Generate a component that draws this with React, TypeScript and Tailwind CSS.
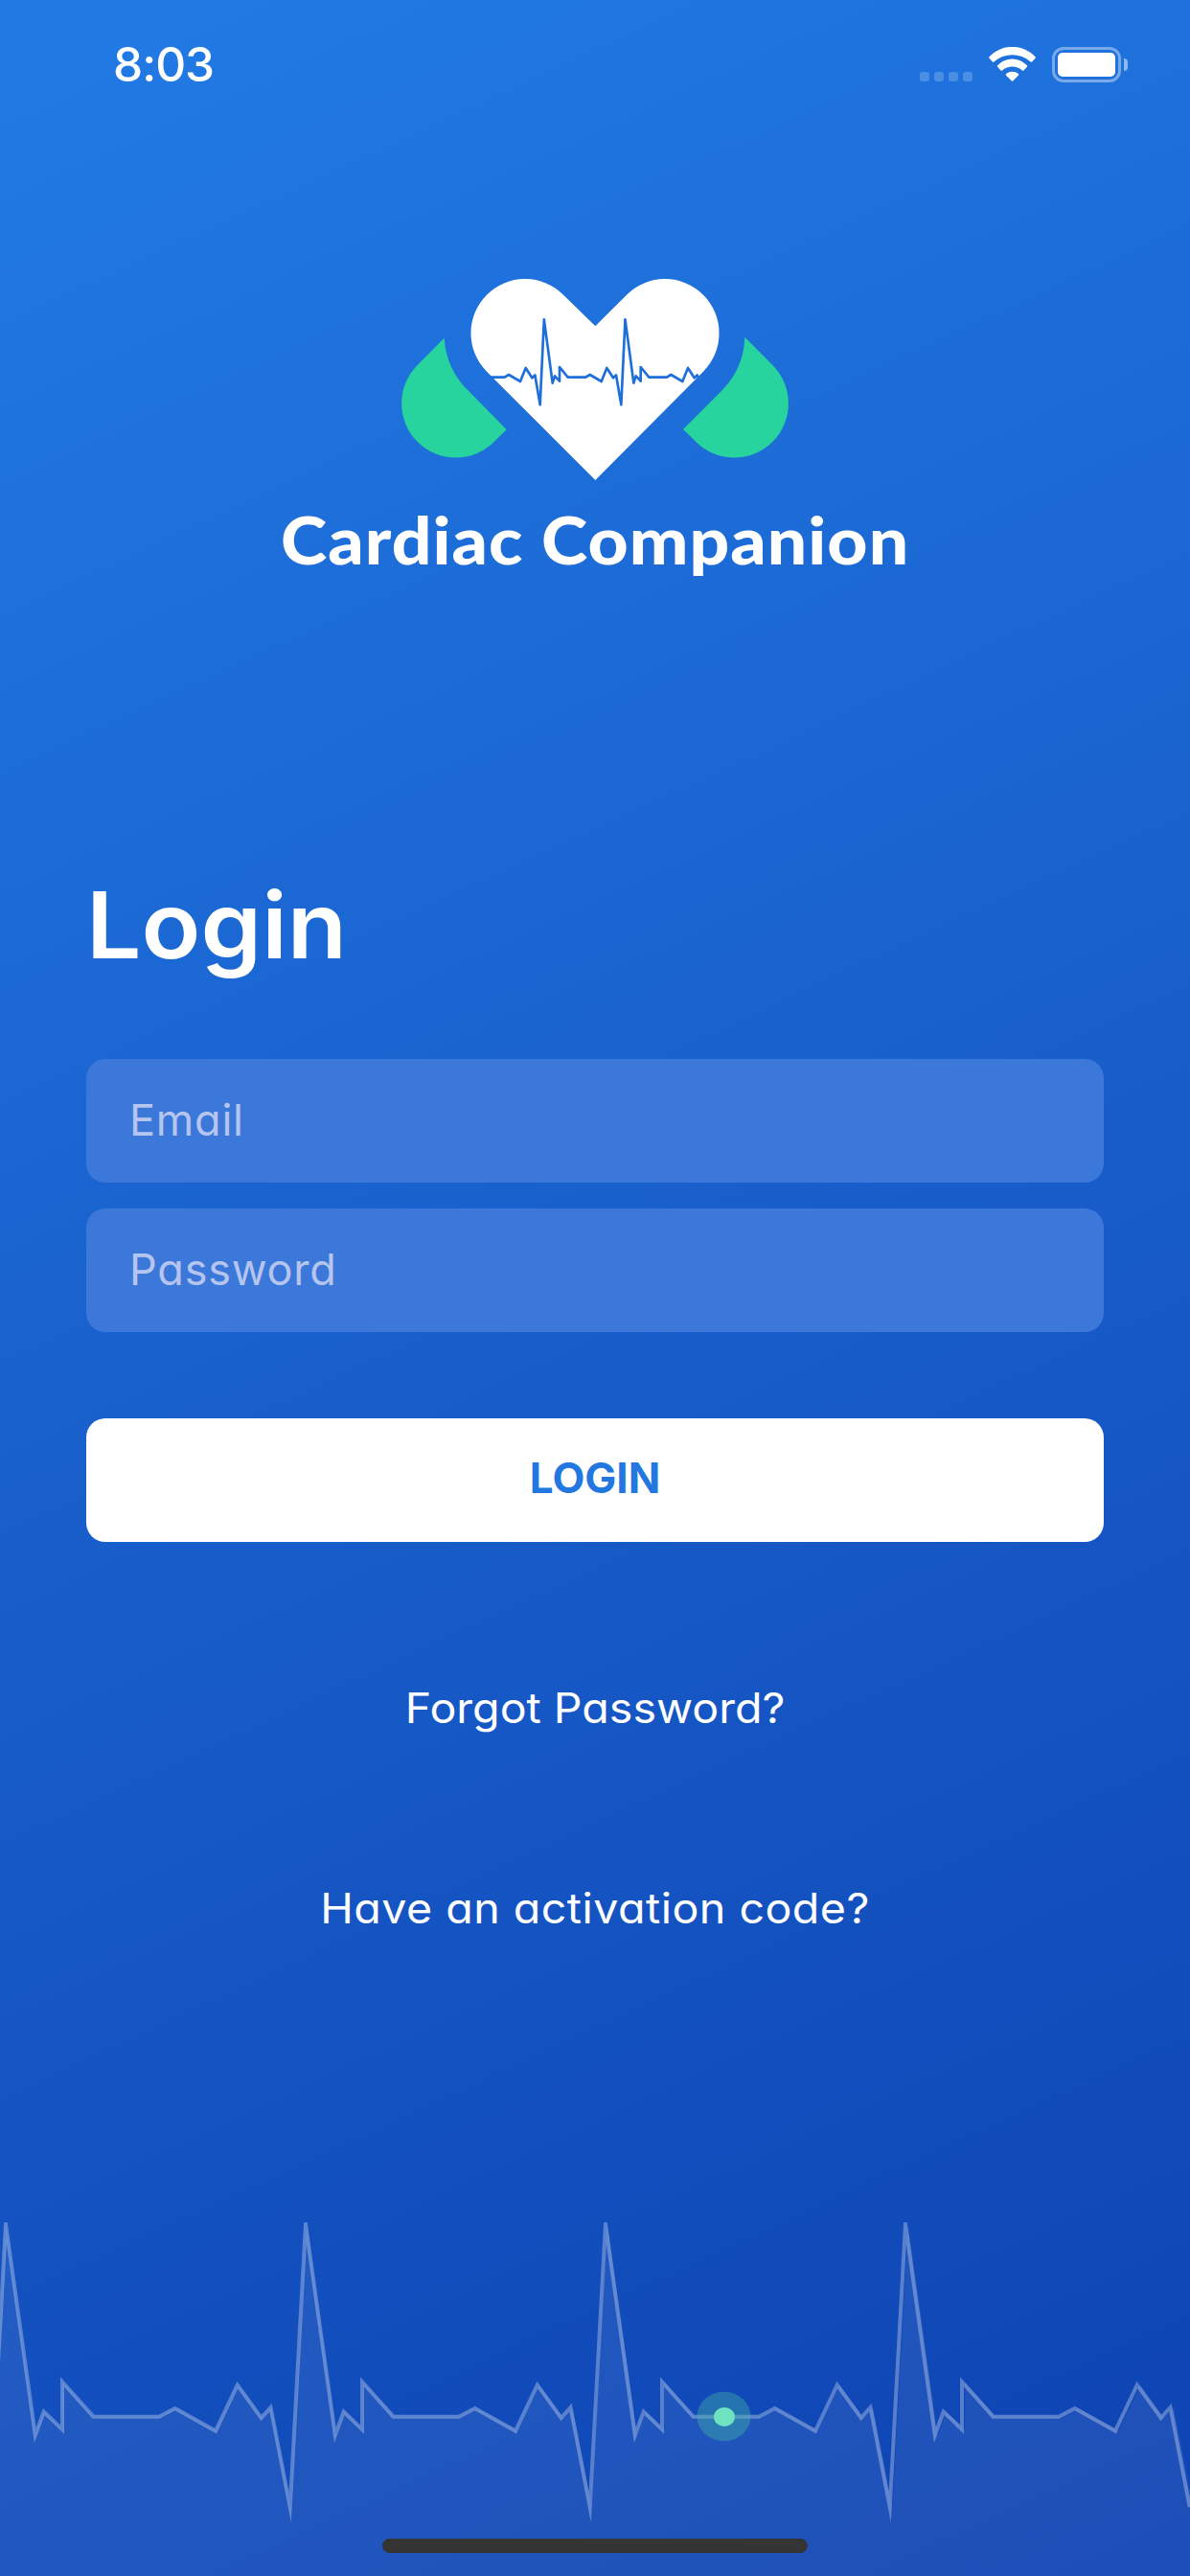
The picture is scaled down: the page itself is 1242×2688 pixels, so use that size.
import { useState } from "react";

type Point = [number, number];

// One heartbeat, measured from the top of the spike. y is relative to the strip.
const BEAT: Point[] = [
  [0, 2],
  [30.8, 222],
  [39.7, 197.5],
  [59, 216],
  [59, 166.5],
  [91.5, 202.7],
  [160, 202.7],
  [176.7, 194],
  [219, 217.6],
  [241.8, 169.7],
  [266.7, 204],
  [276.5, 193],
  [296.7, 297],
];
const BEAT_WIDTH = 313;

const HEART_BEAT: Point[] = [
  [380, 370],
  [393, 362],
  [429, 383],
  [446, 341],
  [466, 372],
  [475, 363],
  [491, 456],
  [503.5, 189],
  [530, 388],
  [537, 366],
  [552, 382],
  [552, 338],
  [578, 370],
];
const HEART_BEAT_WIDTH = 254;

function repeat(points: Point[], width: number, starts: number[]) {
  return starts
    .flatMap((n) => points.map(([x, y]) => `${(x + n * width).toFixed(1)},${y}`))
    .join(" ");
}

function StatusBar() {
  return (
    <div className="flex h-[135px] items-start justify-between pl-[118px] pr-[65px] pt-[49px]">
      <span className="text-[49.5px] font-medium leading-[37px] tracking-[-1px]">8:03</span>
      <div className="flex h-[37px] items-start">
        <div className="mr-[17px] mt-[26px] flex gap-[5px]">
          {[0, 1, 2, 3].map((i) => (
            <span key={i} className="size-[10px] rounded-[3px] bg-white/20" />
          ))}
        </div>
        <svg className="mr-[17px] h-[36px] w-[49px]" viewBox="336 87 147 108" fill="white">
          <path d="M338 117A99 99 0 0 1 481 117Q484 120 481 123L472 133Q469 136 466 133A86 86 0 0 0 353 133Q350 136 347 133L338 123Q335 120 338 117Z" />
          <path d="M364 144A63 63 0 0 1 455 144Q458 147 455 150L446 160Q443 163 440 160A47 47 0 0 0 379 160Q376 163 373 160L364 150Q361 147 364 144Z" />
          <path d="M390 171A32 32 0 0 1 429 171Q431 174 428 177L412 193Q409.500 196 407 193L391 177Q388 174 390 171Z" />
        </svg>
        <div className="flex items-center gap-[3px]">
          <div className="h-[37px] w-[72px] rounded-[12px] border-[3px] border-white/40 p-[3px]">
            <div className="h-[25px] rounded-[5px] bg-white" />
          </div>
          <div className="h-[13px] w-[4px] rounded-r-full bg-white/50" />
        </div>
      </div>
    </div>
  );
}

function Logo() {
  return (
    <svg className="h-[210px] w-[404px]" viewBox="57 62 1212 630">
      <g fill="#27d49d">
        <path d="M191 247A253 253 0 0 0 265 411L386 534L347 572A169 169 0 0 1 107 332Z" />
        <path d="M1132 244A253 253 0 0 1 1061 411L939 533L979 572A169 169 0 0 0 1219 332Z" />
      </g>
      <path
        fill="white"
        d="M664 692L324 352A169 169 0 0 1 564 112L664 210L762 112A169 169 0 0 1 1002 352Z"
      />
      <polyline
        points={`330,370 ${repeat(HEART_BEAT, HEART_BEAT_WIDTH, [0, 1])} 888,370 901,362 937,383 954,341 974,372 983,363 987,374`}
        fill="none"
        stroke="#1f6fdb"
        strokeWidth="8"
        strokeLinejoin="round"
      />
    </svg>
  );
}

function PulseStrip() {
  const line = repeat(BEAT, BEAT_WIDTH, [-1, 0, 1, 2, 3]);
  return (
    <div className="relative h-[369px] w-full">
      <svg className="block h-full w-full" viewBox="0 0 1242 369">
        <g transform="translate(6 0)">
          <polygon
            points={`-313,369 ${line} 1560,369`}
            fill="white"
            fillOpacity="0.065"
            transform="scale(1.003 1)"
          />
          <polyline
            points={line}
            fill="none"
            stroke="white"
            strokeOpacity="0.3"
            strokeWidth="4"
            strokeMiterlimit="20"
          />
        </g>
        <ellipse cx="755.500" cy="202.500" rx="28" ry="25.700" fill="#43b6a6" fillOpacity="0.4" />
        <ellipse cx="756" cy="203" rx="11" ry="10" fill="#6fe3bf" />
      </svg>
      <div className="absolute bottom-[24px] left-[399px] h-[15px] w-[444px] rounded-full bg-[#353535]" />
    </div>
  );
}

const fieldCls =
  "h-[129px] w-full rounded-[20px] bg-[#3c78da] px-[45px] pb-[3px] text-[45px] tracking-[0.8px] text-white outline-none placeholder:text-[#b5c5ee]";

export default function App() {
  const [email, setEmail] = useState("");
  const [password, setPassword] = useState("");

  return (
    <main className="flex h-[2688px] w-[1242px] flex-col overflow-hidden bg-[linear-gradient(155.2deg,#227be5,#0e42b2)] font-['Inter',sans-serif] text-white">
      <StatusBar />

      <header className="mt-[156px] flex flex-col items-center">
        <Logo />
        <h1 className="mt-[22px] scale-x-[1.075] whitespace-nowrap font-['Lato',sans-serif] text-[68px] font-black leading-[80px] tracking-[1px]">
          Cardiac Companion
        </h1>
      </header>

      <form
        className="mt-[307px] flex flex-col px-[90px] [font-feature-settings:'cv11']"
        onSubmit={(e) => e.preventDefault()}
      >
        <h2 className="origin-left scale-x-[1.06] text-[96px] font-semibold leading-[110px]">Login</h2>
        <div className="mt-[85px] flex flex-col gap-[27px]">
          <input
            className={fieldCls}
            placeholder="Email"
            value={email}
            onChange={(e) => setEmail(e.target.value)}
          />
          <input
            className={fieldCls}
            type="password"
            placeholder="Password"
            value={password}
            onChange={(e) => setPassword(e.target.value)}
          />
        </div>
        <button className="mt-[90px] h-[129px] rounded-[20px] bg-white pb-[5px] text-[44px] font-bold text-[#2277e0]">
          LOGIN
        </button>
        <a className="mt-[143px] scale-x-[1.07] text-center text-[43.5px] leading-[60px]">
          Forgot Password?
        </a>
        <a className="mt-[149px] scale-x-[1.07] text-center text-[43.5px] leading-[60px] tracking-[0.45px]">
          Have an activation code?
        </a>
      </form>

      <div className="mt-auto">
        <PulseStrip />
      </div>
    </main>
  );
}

_ _ _ _

GIVEN INSTRUCTION:
Reproduce the data word for word, excluding its pictures.

REPLY:
Generate a component that draws this with React, TypeScript and Tailwind CSS.
The picture is scaled down: the page itself is 1242×2688 pixels, so use that size.
import { useState } from "react";

type Point = [number, number];

// One heartbeat, measured from the top of the spike. y is relative to the strip.
const BEAT: Point[] = [
  [0, 2],
  [30.8, 222],
  [39.7, 197.5],
  [59, 216],
  [59, 166.5],
  [91.5, 202.7],
  [160, 202.7],
  [176.7, 194],
  [219, 217.6],
  [241.8, 169.7],
  [266.7, 204],
  [276.5, 193],
  [296.7, 297],
];
const BEAT_WIDTH = 313;

const HEART_BEAT: Point[] = [
  [380, 370],
  [393, 362],
  [429, 383],
  [446, 341],
  [466, 372],
  [475, 363],
  [491, 456],
  [503.5, 189],
  [530, 388],
  [537, 366],
  [552, 382],
  [552, 338],
  [578, 370],
];
const HEART_BEAT_WIDTH = 254;

function repeat(points: Point[], width: number, starts: number[]) {
  return starts
    .flatMap((n) => points.map(([x, y]) => `${(x + n * width).toFixed(1)},${y}`))
    .join(" ");
}

function StatusBar() {
  return (
    <div className="flex h-[135px] items-start justify-between pl-[118px] pr-[65px] pt-[49px]">
      <span className="text-[49.5px] font-medium leading-[37px] tracking-[-1px]">8:03</span>
      <div className="flex h-[37px] items-start">
        <div className="mr-[17px] mt-[26px] flex gap-[5px]">
          {[0, 1, 2, 3].map((i) => (
            <span key={i} className="size-[10px] rounded-[3px] bg-white/20" />
          ))}
        </div>
        <svg className="mr-[17px] h-[36px] w-[49px]" viewBox="336 87 147 108" fill="white">
          <path d="M338 117A99 99 0 0 1 481 117Q484 120 481 123L472 133Q469 136 466 133A86 86 0 0 0 353 133Q350 136 347 133L338 123Q335 120 338 117Z" />
          <path d="M364 144A63 63 0 0 1 455 144Q458 147 455 150L446 160Q443 163 440 160A47 47 0 0 0 379 160Q376 163 373 160L364 150Q361 147 364 144Z" />
          <path d="M390 171A32 32 0 0 1 429 171Q431 174 428 177L412 193Q409.500 196 407 193L391 177Q388 174 390 171Z" />
        </svg>
        <div className="flex items-center gap-[3px]">
          <div className="h-[37px] w-[72px] rounded-[12px] border-[3px] border-white/40 p-[3px]">
            <div className="h-[25px] rounded-[5px] bg-white" />
          </div>
          <div className="h-[13px] w-[4px] rounded-r-full bg-white/50" />
        </div>
      </div>
    </div>
  );
}

function Logo() {
  return (
    <svg className="h-[210px] w-[404px]" viewBox="57 62 1212 630">
      <g fill="#27d49d">
        <path d="M191 247A253 253 0 0 0 265 411L386 534L347 572A169 169 0 0 1 107 332Z" />
        <path d="M1132 244A253 253 0 0 1 1061 411L939 533L979 572A169 169 0 0 0 1219 332Z" />
      </g>
      <path
        fill="white"
        d="M664 692L324 352A169 169 0 0 1 564 112L664 210L762 112A169 169 0 0 1 1002 352Z"
      />
      <polyline
        points={`330,370 ${repeat(HEART_BEAT, HEART_BEAT_WIDTH, [0, 1])} 888,370 901,362 937,383 954,341 974,372 983,363 987,374`}
        fill="none"
        stroke="#1f6fdb"
        strokeWidth="8"
        strokeLinejoin="round"
      />
    </svg>
  );
}

function PulseStrip() {
  const line = repeat(BEAT, BEAT_WIDTH, [-1, 0, 1, 2, 3]);
  return (
    <div className="relative h-[369px] w-full">
      <svg className="block h-full w-full" viewBox="0 0 1242 369">
        <g transform="translate(6 0)">
          <polygon
            points={`-313,369 ${line} 1560,369`}
            fill="white"
            fillOpacity="0.065"
            transform="scale(1.003 1)"
          />
          <polyline
            points={line}
            fill="none"
            stroke="white"
            strokeOpacity="0.3"
            strokeWidth="4"
            strokeMiterlimit="20"
          />
        </g>
        <ellipse cx="755.500" cy="202.500" rx="28" ry="25.700" fill="#43b6a6" fillOpacity="0.4" />
        <ellipse cx="756" cy="203" rx="11" ry="10" fill="#6fe3bf" />
      </svg>
      <div className="absolute bottom-[24px] left-[399px] h-[15px] w-[444px] rounded-full bg-[#353535]" />
    </div>
  );
}

const fieldCls =
  "h-[129px] w-full rounded-[20px] bg-[#3c78da] px-[45px] pb-[3px] text-[45px] tracking-[0.8px] text-white outline-none placeholder:text-[#b5c5ee]";

export default function App() {
  const [email, setEmail] = useState("");
  const [password, setPassword] = useState("");

  return (
    <main className="flex h-[2688px] w-[1242px] flex-col overflow-hidden bg-[linear-gradient(155.2deg,#227be5,#0e42b2)] font-['Inter',sans-serif] text-white">
      <StatusBar />

      <header className="mt-[156px] flex flex-col items-center">
        <Logo />
        <h1 className="mt-[22px] scale-x-[1.075] whitespace-nowrap font-['Lato',sans-serif] text-[68px] font-black leading-[80px] tracking-[1px]">
          Cardiac Companion
        </h1>
      </header>

      <form
        className="mt-[307px] flex flex-col px-[90px] [font-feature-settings:'cv11']"
        onSubmit={(e) => e.preventDefault()}
      >
        <h2 className="origin-left scale-x-[1.06] text-[96px] font-semibold leading-[110px]">Login</h2>
        <div className="mt-[85px] flex flex-col gap-[27px]">
          <input
            className={fieldCls}
            placeholder="Email"
            value={email}
            onChange={(e) => setEmail(e.target.value)}
          />
          <input
            className={fieldCls}
            type="password"
            placeholder="Password"
            value={password}
            onChange={(e) => setPassword(e.target.value)}
          />
        </div>
        <button className="mt-[90px] h-[129px] rounded-[20px] bg-white pb-[5px] text-[44px] font-bold text-[#2277e0]">
          LOGIN
        </button>
        <a className="mt-[143px] scale-x-[1.07] text-center text-[43.5px] leading-[60px]">
          Forgot Password?
        </a>
        <a className="mt-[149px] scale-x-[1.07] text-center text-[43.5px] leading-[60px] tracking-[0.45px]">
          Have an activation code?
        </a>
      </form>

      <div className="mt-auto">
        <PulseStrip />
      </div>
    </main>
  );
}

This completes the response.